Ao ler o noticiário sobre delações premiadas, essa briga de cachorro grande, e saber dos codinomes de tantos homens corrompidos, fiz uma viagem ao tempo de criança, no Junco, aquele mundo coberto de apelidos.
Num dia remoto da infância, alguém bateu lá em casa. Um homem de voz rouca chamava por meu pai. Perguntei quem era, enquanto ia abrir a porta. De lá fora, na maior naturalidade do mundo, o homem se anunciou:
- É Todo Feio.
E eu, que ainda não o conhecia, nem de vista nem de chapéu, só vi que era verdade porque ouvi límpida e claramente. E ele, para não deixar a menor dúvida, ainda fez questão de especificar:
- É João Todo Feio.
Abri a porta rindo, e ri ainda mais quando o vi. Foi um riso moleque, mas também solidário. Uma criança via outra, mais velha, banguela. Camisa aberta, como de peito aberto pra vida, o nariz achatado e os beiços e os ombros caídos.
Como não gostar de uma figura tão desprendida, tão desprovida de vaidades? Como não simpatizar com aquele pobre diabo?
De tão humilde que era, não queria entrar. Coveiro nunca é uma visita desejada, ainda mais ele, que andava todo roto, aos trapos e farrapos. Insisti para que entrasse e sentasse. Após muito hesitar, enfim entrou, mas ficou em pé, ali à porta.
O velho Adauto, meu pai, era o administrador do cemitério local. Por isso, naquela e em tantas vezes, eles falariam de velórios, e enterros, e caixões, covas, túmulos, esses assuntos de morte - e eu os ouviria sem que eles me vissem.
Quando fui lá nos fundos e anunciei que um certo João Todo Feio o aguardava na sala, meu pai se contrariou, me passou um pequeno sermão-da-montanha, dizendo que bem-aventurados são aqueles que respeitam e se fazem respeitar.
Pouco adiantou eu dizer que tinha sido ele, o próprio visitante, quem assim se anunciou, com aquelas três palavras - João Todo Feio -, de forma espontânea.
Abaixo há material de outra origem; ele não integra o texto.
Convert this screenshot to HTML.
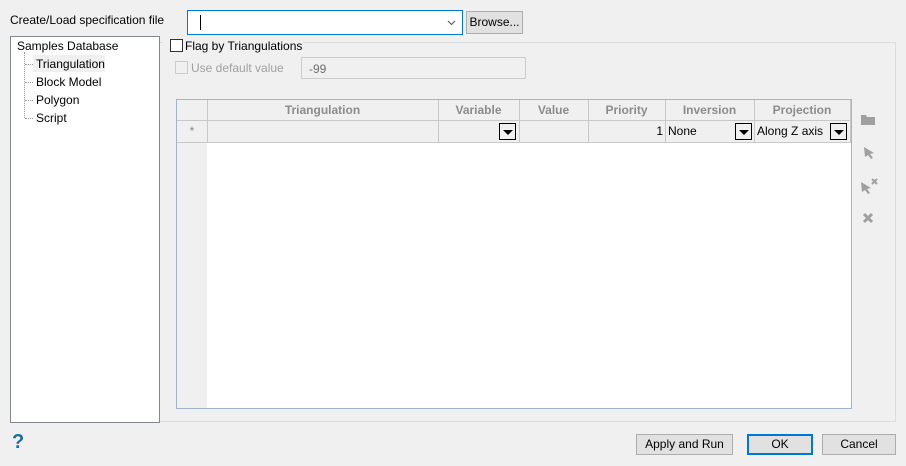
<!DOCTYPE html><html><head><style>
body{margin:0;width:906px;height:466px;background:#f0f0f0;font-family:"Liberation Sans",sans-serif;font-size:12px;color:#000;position:relative;overflow:hidden}
.a{position:absolute}
.btn{position:absolute;background:#e1e1e1;border:1px solid #adadad;box-sizing:border-box;text-align:center;line-height:19px}
.dd{position:absolute;width:17px;height:17px;border:1px solid #000;box-sizing:border-box;background:#f0f0f0}
.dd:after{content:"";position:absolute;left:3px;top:6px;border-left:5px solid transparent;border-right:5px solid transparent;border-top:5px solid #000}
.hd{position:absolute;top:0;height:20px;line-height:20px;text-align:center;color:#8c8c8c;font-weight:bold;border-right:1px solid #c8c8c8;box-sizing:border-box}
.cell{position:absolute;top:21px;height:21px;line-height:21px;border-right:1px solid #c8c8c8;box-sizing:border-box}
</style></head><body>
<div class="a" style="left:10px;top:13px">Create/Load specification file</div>
<div class="a" style="left:187px;top:10px;width:276px;height:25px;border:1px solid #0078d7;background:#fff;box-sizing:border-box"><div class="a" style="left:12px;top:4px;width:1px;height:15px;background:#000"></div><svg class="a" style="right:6px;top:9px" width="9" height="6"><path d="M1 1L4.5 4.5L8 1" stroke="#555" fill="none"/></svg></div>
<div class="btn" style="left:466px;top:11px;width:57px;height:23px;line-height:21px">Browse...</div>
<div class="a" style="left:10px;top:36px;width:150px;height:387px;background:#fff;border:1px solid #828790;box-sizing:border-box"></div>
<div class="a" style="left:17px;top:39px">Samples Database</div>
<div class="a" style="left:24px;top:52px;height:66px;border-left:1px dotted #999"></div>
<div class="a" style="left:25px;top:64px;width:8px;border-top:1px dotted #999"></div>
<div class="a" style="left:25px;top:82px;width:8px;border-top:1px dotted #999"></div>
<div class="a" style="left:25px;top:100px;width:8px;border-top:1px dotted #999"></div>
<div class="a" style="left:25px;top:118px;width:8px;border-top:1px dotted #999"></div>
<div class="a" style="left:33px;top:55px;width:72px;height:17px;background:#f0f0f0"></div>
<div class="a" style="left:36px;top:57px">Triangulation</div>
<div class="a" style="left:36px;top:75px">Block Model</div>
<div class="a" style="left:36px;top:93px">Polygon</div>
<div class="a" style="left:36px;top:111px">Script</div>
<div class="a" style="left:160px;top:42px;width:736px;height:380px;border:1px solid #dcdcdc;border-left:none;box-sizing:border-box"></div>
<div class="a" style="left:163px;top:37px;width:140px;height:16px;background:#f0f0f0"></div>
<div class="a" style="left:170px;top:39px;width:13px;height:13px;border:1px solid #333;background:#fff;box-sizing:border-box"></div>
<div class="a" style="left:185px;top:39px">Flag by Triangulations</div>
<div class="a" style="left:175px;top:61px;width:13px;height:13px;border:1px solid #ccc;box-sizing:border-box"></div>
<div class="a" style="left:191px;top:61px;color:#a0a0a0">Use default value</div>
<div class="a" style="left:301px;top:57px;width:225px;height:22px;border:1px solid #ccc;box-sizing:border-box;color:#6d6d6d;padding:4px 7px">-99</div>
<div class="a" style="left:176px;top:99px;width:676px;height:310px;border:1px solid #a0b4cc;background:#fff;box-sizing:border-box;overflow:hidden">
 <div class="a" style="left:0;top:0;width:30px;height:310px;background:#f0f0f0"></div>
 <div class="a" style="left:0;top:0;width:674px;height:42px;background:#f0f0f0;border-bottom:1px solid #c8c8c8"></div>
 <div class="a" style="left:0;top:20px;width:674px;border-top:1px solid #c8c8c8"></div>
 <div class="hd" style="left:0;width:31px"></div>
 <div class="hd" style="left:30px;width:232px">Triangulation</div>
 <div class="hd" style="left:261px;width:82px">Variable</div>
 <div class="hd" style="left:342px;width:70px">Value</div>
 <div class="hd" style="left:411px;width:78px">Priority</div>
 <div class="hd" style="left:488px;width:90px">Inversion</div>
 <div class="hd" style="left:577px;width:97px">Projection</div>
 <div class="cell" style="left:0;width:31px;color:#888;text-align:center">*</div>
 <div class="cell" style="left:30px;width:232px"></div>
 <div class="cell" style="left:261px;width:82px"><div class="dd" style="left:61px;top:2px"></div></div>
 <div class="cell" style="left:342px;width:70px"></div>
 <div class="cell" style="left:411px;width:78px;text-align:right;padding-right:2px">1</div>
 <div class="cell" style="left:488px;width:90px;padding-left:3px">None<div class="dd" style="left:70px;top:2px"></div></div>
 <div class="cell" style="left:577px;width:97px;padding-left:3px">Along Z axis<div class="dd" style="left:76px;top:2px"></div></div>
</div>
<svg class="a" style="left:860px;top:112px" width="16" height="14"><path d="M1 3h5l1 2h8v8H1z" fill="#a0a0a0"/></svg>
<svg class="a" style="left:863px;top:146px" width="12" height="14"><path d="M1 1L11 7L7 8L10 12L8 13L5 9L2 11z" fill="#a0a0a0"/></svg>
<svg class="a" style="left:860px;top:178px" width="18" height="16"><path d="M1 4L11 10L7 11L10 15L8 16L5 12L2 14z" fill="#a0a0a0"/><path d="M12 1l5 5M17 1l-5 5" stroke="#a0a0a0" stroke-width="2"/></svg>
<svg class="a" style="left:862px;top:212px" width="12" height="12"><path d="M2 2l8 8M10 2l-8 8" stroke="#a0a0a0" stroke-width="3"/></svg>
<div class="a" style="left:12px;top:431px;color:#1a6fa0;font-size:20px;font-weight:bold">?</div>
<div class="btn" style="left:636px;top:434px;width:97px;height:21px">Apply and Run</div>
<div class="btn" style="left:747px;top:434px;width:66px;height:21px;border:2px solid #0078d7;line-height:17px">OK</div>
<div class="btn" style="left:822px;top:434px;width:74px;height:21px">Cancel</div>
</body></html>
O velho Adauto nunca se referia a alguém em termos pejorativos.
Mas o fato é que, bem ou mal aventurado, depois desse dia cultivei alguma amizade com João. Quando não era ele que aparecia lá em casa, era eu que achava um jeito de passar no cemitério e ouvir seus causos impagáveis, que me faziam morrer de rir.
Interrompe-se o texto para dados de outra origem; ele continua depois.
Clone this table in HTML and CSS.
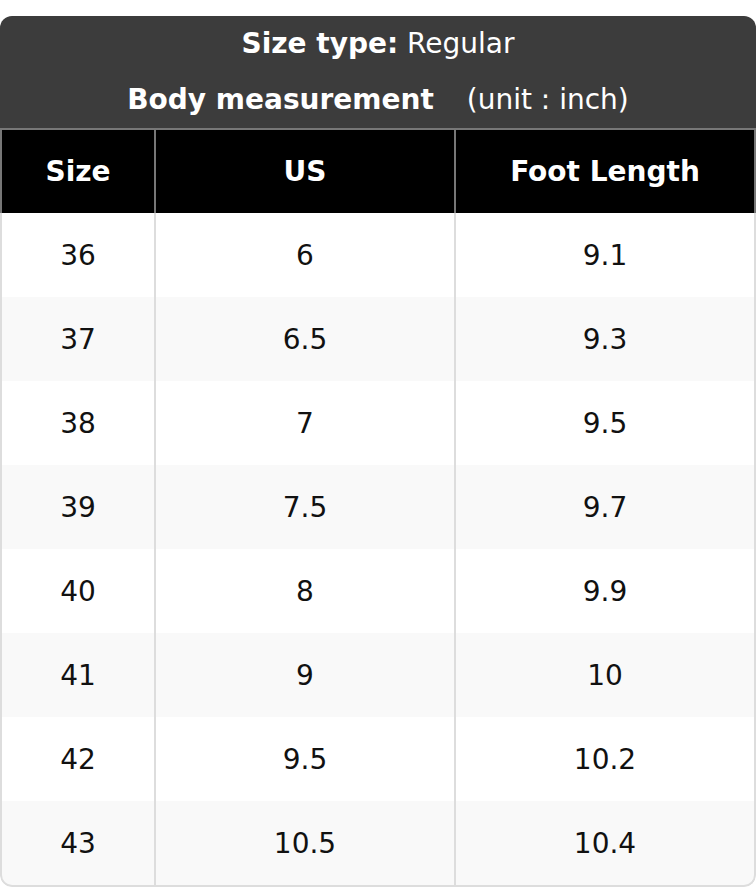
FILE: index.html
```html
<!DOCTYPE html>
<html lang="en">
<head>
<meta charset="utf-8">
<title>Size chart</title>
<link rel="stylesheet" href="styles.css">
</head>
<body>
<div class="card">
  <div class="head">
    <div class="head-line"><b>Size type:</b> Regular</div>
    <div class="head-line"><b class="gap">Body measurement</b> (unit : inch)</div>
  </div>
  <table class="chart">
    <colgroup>
      <col class="c1"><col class="c2"><col class="c3">
    </colgroup>
    <thead>
      <tr><th>Size</th><th>US</th><th>Foot Length</th></tr>
    </thead>
    <tbody>
      <tr><td>36</td><td>6</td><td>9.1</td></tr>
      <tr><td>37</td><td>6.5</td><td>9.3</td></tr>
      <tr><td>38</td><td>7</td><td>9.5</td></tr>
      <tr><td>39</td><td>7.5</td><td>9.7</td></tr>
      <tr><td>40</td><td>8</td><td>9.9</td></tr>
      <tr><td>41</td><td>9</td><td>10</td></tr>
      <tr><td>42</td><td>9.5</td><td>10.2</td></tr>
      <tr><td>43</td><td>10.5</td><td>10.4</td></tr>
    </tbody>
  </table>
</div>
</body>
</html>
```

FILE: styles.css
```css
html, body {
  margin: 0;
  padding: 0;
  background: #ffffff;
}
body {
  font-family: "DejaVu Sans", "Liberation Sans", sans-serif;
  font-size: 28px;
  color: #111111;
}
.card {
  margin-top: 16px;
  width: 756px;
  border-radius: 12px;
  overflow: hidden;
}
.head {
  background: #3c3c3c;
  color: #ffffff;
  text-align: center;
}
.head-line {
  height: 56px;
  line-height: 56px;
  white-space: nowrap;
}
.head-line b {
  font-weight: bold;
}
.gap {
  margin-right: 24px;
}
.chart {
  width: 756px;
  table-layout: fixed;
  border-collapse: separate;
  border-spacing: 0;
}
.c1 { width: 156px; }
.c2 { width: 300px; }
.c3 { width: 300px; }
.chart th {
  background: #000000;
  color: #ffffff;
  font-weight: bold;
  height: 83px;
  padding: 0;
  border-top: 2px solid #777777;
  border-right: 2px solid #777777;
  text-align: center;
  vertical-align: middle;
}
.chart th:first-child {
  border-left: 2px solid #777777;
}
.chart td {
  height: 84px;
  padding: 0;
  text-align: center;
  vertical-align: middle;
  border-right: 2px solid #dddddd;
  background: #ffffff;
}
.chart td:first-child {
  border-left: 2px solid #dddddd;
}
.chart tbody tr:nth-child(even) td {
  background: #f9f9f9;
}
.chart tbody tr:last-child td {
  border-bottom: 2px solid #dddddd;
}
.chart tbody tr:last-child td:first-child {
  border-bottom-left-radius: 12px;
}
.chart tbody tr:last-child td:last-child {
  border-bottom-right-radius: 12px;
}
```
Hoje, passadas duas décadas, João já em outra dimensão, tomo conhecimento, pelo noticiário, que um deputado denunciado por corrupção recebeu, além de propina, o apelido de Todo Feio – o que me fez lembrar do amigo coveiro.
Pelo que se lê, o deputado não se zangou com a denúncia em si, de ter recebido propina. O que o revoltou foi o apelido, talvez por se achar uma beleza, tanto é que tratou logo de publicar uma foto ao lado da filha bonita, loira, malhada.
Mas sua excelência, o deputado, está certo, ainda que por linhas tortuosas - o apelido, aplicado a ele, é indevido. Porque apelido, minha gente, é outra coisa, apelido é um sobrenome. E o que o nobre deputado ganhou, não resta dúvida, foi um codinome. Codinome é código secreto, existe para ocultar a identidade de alguém.
O coveiro, que não matou nem roubou, ele sim, tinha um apelido. Já o deputado, que botou a mão no dinheiro, muito dinheiro, esse ganhou foi um codinome. Além do mais - quem me lembra é o primo Antônio Torres – “comparado com o Todo Feio da Lava Jato, o nosso conterrâneo era um galã”. Era mesmo.